Thursday, September 1, 2011

Chinese Snow

I think i was 6 or 7. I was pretty young. Our parents used to take us up to a cabin that we lovingly called laugenita. I think laugenita had something to do with the name laugenour and a plant called a manzanita plant. it was a cabin in the sierra nevada not too far from dodge ridge. memories of the cabin just kind of pepper my childhood memories as a loose collection of moments that i dont really remember chronologically and they seem to spread over the course of ten years and one week simultaneously. but i guess that is the case with most childhood momeries, they're like bread crumbs.

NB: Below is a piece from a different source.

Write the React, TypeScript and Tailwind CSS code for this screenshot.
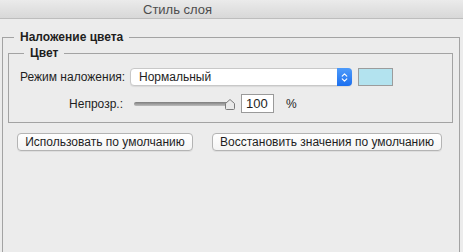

there is one moment in particular i remember. it had to be one of my earlier laugenita memories because i dont really remember how i got there or what happened next. one of the reasons we would go up to laugenita was to "go to the snow". i dont know what it is about kids that grow up in climates that dont get snow, but snow to me as a kid was something magical and i remember my parents telling me occasionally that we were "going to the snow" and it was like we were going to a solid gold fantasy land filled with dream wishes and chocolate cake pies. it was everything. you could have said we were going to the moon and i couldn't be any happier. snow was to me what disney had made it out to be: tunnels, snow balls, forts, cushioning for ridiculous falls, and snowmen.

So, at the age of 6 or 7 i remember sitting in the cabin at night. i had probably been out in the snow all morning playing around and making tunnels and forts and throwing snowballs and falling ridiculously and not getting hurt but i dont remember any of that. the one thing i do remember is looking out the window and seeing huge cotton ball sized snow flakes falling gently through the sky, like a heavy blizzard that is too fat and soft to get dangerous. the snow appeared orangish from the porch light. I must have been young because i dont think i had ever seen it actually snow before. so i got all excited and turned to my mom. i'm sure i asked her if i could go out and play in the snow. now, i dont know if i remember this correctly, or maybe my mom didn't want me to go out in the snow anymore and she couldn't think of a reason why (i can think of a handful right now: too late, its too cold, i dont want to get you all dressed up in snow clothes again, there are crazy bears out at night, etc. so this probably isnt the case) but i remember distinctly the following reply to my childish pleas to play in the first snowing of my life.

"no. thats chinese snow. it is really sticky and it might not come off". enough said. i didnt want sticky chinese snow on me. well played mom. well played.

1 comment:

  1. Love it. I don't think she said that, she must have said something LIKE that and you heard Chinese snow. OR your mother has such a creative imagination?